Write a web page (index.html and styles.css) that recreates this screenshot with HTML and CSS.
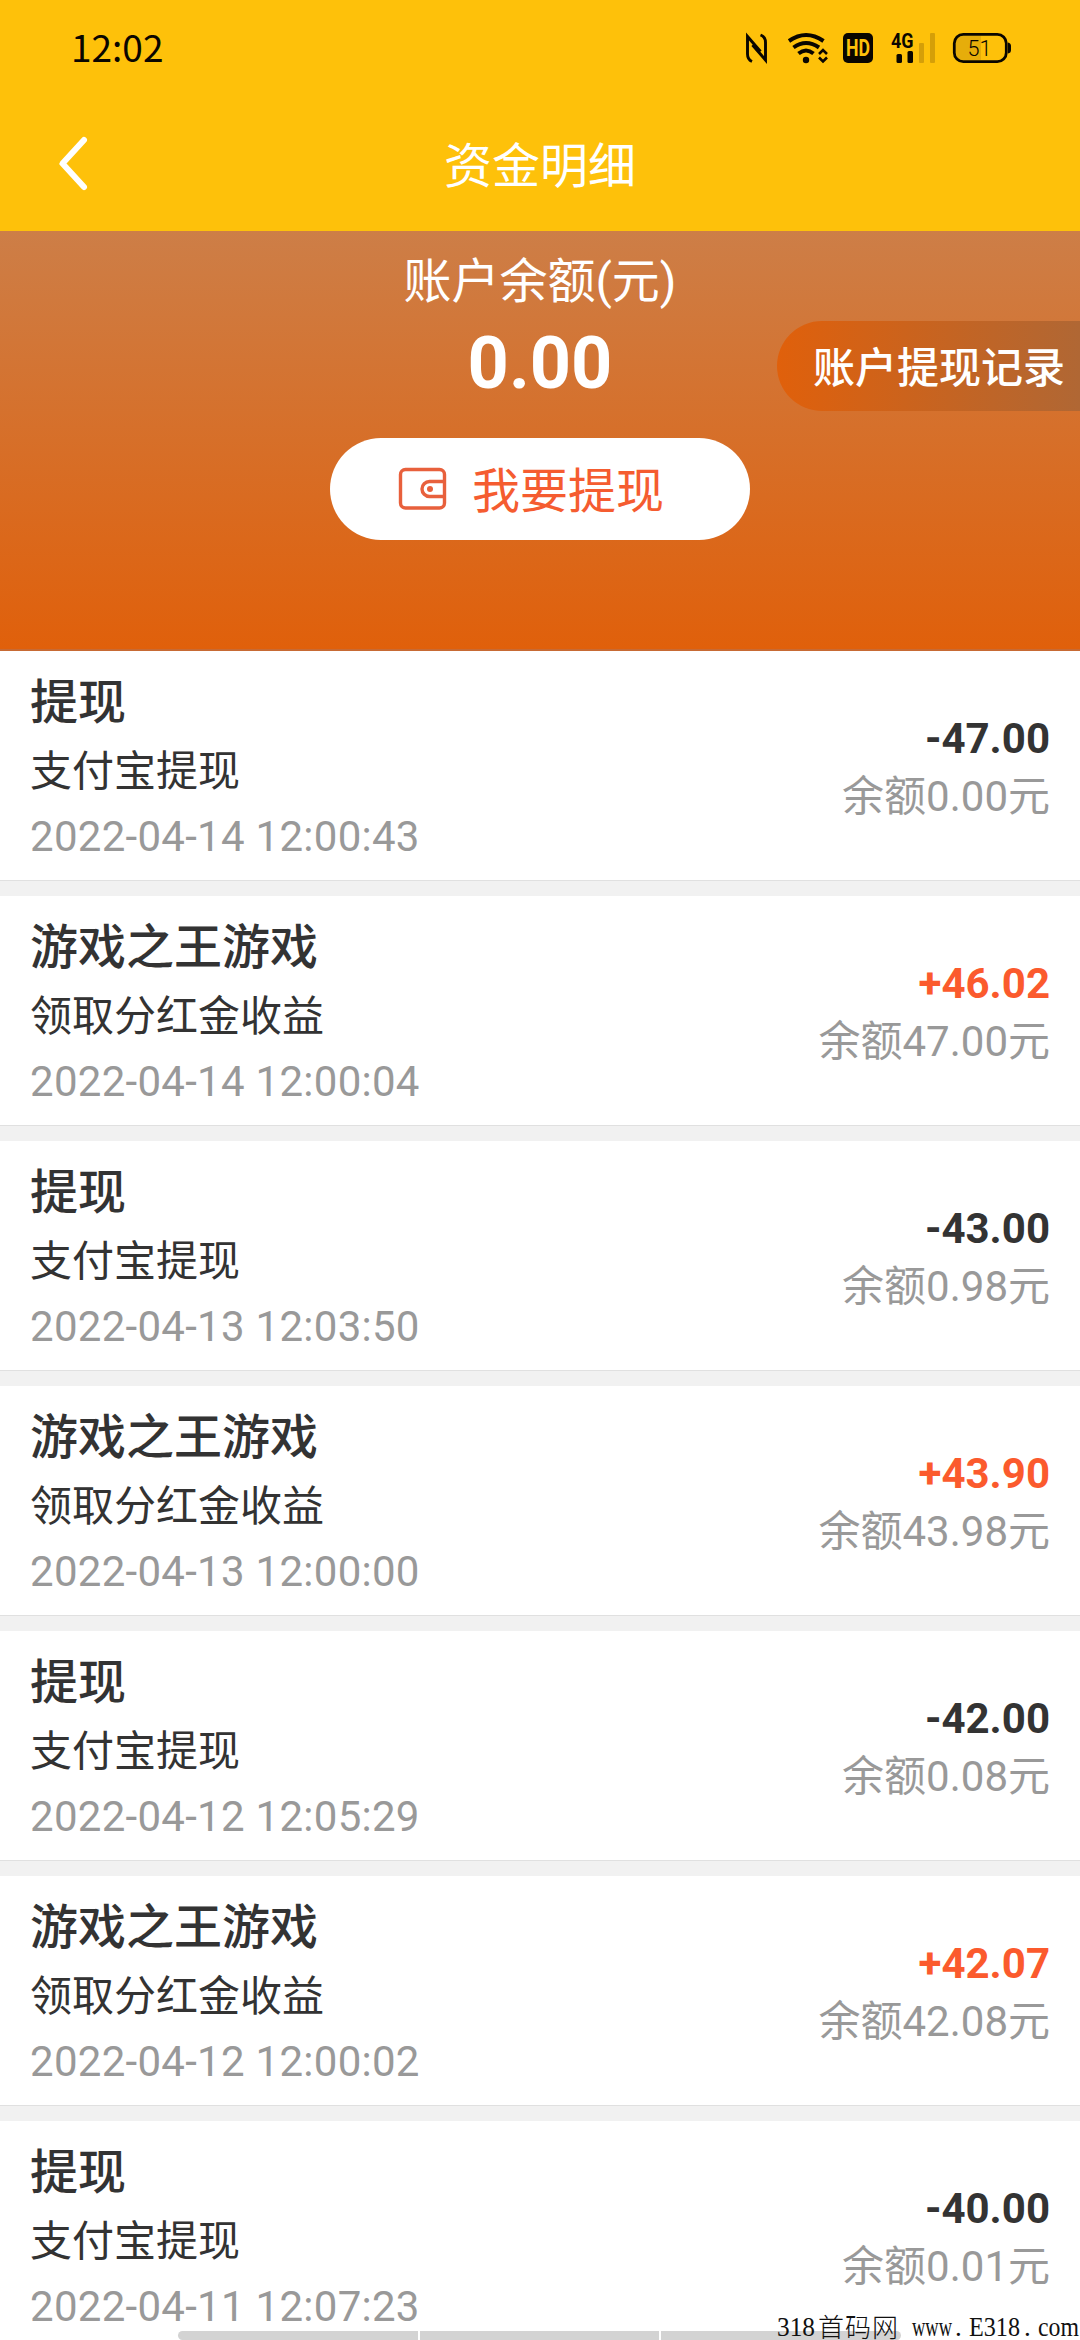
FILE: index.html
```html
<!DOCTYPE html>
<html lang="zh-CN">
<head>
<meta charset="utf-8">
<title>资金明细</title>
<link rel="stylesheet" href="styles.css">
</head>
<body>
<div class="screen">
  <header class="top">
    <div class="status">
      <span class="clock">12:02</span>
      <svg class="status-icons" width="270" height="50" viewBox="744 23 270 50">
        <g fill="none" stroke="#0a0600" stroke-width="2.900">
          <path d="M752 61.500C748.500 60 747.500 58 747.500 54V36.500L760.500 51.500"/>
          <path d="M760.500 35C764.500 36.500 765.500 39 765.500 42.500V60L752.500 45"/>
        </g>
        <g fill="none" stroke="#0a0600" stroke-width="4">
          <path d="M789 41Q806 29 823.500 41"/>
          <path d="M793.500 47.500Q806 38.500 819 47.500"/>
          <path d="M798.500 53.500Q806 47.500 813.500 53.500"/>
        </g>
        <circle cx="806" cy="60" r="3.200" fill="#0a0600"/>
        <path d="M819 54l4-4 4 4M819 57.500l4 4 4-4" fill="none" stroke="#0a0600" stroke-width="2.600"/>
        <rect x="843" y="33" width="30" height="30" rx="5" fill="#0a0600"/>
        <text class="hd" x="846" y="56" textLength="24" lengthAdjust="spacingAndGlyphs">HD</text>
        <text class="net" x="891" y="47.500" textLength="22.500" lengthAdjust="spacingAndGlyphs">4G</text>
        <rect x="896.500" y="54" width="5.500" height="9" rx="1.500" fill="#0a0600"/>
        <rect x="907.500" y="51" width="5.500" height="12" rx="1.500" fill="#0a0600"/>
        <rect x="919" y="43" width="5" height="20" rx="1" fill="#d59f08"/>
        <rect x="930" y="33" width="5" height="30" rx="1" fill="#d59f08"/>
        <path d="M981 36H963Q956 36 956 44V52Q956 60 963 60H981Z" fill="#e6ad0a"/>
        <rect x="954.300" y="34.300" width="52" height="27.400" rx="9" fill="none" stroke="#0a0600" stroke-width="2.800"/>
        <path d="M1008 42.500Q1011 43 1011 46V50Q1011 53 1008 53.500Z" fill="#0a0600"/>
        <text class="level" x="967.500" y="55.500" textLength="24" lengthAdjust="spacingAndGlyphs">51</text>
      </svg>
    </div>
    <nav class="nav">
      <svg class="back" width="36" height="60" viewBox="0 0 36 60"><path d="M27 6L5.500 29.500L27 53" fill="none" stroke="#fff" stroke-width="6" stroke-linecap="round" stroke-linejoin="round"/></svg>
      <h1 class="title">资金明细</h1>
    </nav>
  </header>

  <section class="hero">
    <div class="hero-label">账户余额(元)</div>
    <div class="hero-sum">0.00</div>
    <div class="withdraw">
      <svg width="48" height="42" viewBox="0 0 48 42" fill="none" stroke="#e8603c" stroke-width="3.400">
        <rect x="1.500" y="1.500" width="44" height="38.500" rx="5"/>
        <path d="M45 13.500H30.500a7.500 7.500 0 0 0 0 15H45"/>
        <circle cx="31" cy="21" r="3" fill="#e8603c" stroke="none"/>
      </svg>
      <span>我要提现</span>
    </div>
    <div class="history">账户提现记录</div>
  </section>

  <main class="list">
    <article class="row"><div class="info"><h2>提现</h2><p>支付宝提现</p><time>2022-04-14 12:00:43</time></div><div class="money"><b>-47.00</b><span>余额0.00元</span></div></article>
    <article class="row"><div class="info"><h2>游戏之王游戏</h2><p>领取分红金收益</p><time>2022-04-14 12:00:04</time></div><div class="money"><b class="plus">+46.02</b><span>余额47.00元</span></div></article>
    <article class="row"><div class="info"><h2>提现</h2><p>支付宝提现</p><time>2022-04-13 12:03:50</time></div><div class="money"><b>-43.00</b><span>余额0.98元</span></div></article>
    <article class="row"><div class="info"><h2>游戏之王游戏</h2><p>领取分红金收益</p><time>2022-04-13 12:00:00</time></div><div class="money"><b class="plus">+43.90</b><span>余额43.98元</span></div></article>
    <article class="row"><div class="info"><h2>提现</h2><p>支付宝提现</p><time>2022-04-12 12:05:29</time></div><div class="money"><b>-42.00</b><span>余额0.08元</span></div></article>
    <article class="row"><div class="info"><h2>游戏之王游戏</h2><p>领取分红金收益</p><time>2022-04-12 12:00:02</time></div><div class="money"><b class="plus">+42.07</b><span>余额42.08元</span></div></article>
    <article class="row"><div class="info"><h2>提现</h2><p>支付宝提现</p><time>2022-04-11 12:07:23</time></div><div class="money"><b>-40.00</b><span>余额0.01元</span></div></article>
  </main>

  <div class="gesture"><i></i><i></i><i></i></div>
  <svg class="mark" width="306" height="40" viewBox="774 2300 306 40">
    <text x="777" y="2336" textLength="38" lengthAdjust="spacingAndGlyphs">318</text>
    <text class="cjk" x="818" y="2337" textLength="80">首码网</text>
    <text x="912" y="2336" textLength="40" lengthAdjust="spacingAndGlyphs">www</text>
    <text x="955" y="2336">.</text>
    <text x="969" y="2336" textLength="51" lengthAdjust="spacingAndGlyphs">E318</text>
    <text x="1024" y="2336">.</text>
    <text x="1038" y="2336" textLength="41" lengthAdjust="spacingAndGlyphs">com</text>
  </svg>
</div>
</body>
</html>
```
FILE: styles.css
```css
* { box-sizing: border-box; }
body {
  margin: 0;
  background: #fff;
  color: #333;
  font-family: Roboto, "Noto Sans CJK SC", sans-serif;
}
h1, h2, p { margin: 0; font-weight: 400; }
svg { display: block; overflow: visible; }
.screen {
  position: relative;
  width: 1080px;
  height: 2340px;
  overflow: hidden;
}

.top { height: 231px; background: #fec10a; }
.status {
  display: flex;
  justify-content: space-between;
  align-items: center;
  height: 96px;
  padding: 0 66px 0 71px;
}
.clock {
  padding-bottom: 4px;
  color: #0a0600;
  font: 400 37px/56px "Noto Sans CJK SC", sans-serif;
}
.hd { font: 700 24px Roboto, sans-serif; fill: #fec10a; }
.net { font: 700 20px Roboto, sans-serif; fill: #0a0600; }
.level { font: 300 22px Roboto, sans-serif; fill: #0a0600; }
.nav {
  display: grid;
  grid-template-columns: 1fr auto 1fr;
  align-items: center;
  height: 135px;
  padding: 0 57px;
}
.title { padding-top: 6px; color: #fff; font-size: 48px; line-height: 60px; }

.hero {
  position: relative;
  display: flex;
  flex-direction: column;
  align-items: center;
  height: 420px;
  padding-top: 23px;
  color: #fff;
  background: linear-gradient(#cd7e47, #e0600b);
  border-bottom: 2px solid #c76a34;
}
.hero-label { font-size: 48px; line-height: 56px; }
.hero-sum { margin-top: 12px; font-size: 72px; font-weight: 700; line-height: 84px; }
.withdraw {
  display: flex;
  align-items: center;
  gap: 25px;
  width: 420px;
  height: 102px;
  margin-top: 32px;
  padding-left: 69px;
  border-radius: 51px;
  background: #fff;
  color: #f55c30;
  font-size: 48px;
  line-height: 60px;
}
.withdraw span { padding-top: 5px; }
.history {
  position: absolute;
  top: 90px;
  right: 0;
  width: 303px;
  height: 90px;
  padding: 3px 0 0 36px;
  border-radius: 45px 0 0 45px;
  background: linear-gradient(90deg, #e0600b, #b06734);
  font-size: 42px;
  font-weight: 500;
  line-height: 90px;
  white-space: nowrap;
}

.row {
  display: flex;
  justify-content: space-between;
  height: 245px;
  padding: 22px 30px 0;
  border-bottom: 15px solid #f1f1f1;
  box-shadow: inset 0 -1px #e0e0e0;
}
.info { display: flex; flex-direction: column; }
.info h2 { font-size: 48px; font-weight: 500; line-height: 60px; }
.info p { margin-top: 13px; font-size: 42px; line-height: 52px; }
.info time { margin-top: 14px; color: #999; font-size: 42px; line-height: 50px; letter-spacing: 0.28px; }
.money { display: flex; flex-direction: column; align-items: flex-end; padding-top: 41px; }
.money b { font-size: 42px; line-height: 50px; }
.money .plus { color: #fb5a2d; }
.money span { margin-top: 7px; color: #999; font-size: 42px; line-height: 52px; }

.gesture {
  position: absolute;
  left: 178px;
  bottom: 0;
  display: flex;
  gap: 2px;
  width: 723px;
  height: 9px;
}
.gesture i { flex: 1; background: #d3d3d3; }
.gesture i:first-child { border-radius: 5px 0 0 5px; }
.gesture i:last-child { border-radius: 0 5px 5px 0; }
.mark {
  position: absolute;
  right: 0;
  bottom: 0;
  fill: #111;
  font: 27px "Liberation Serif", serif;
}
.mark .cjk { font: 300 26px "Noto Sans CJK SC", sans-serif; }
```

Your objective -
Pull every line containing "styles" from the material above.

Answer to this exercise -
Write a web page (index.html and styles.css) that recreates this screenshot with HTML and CSS.
<link rel="stylesheet" href="styles.css">
FILE: styles.css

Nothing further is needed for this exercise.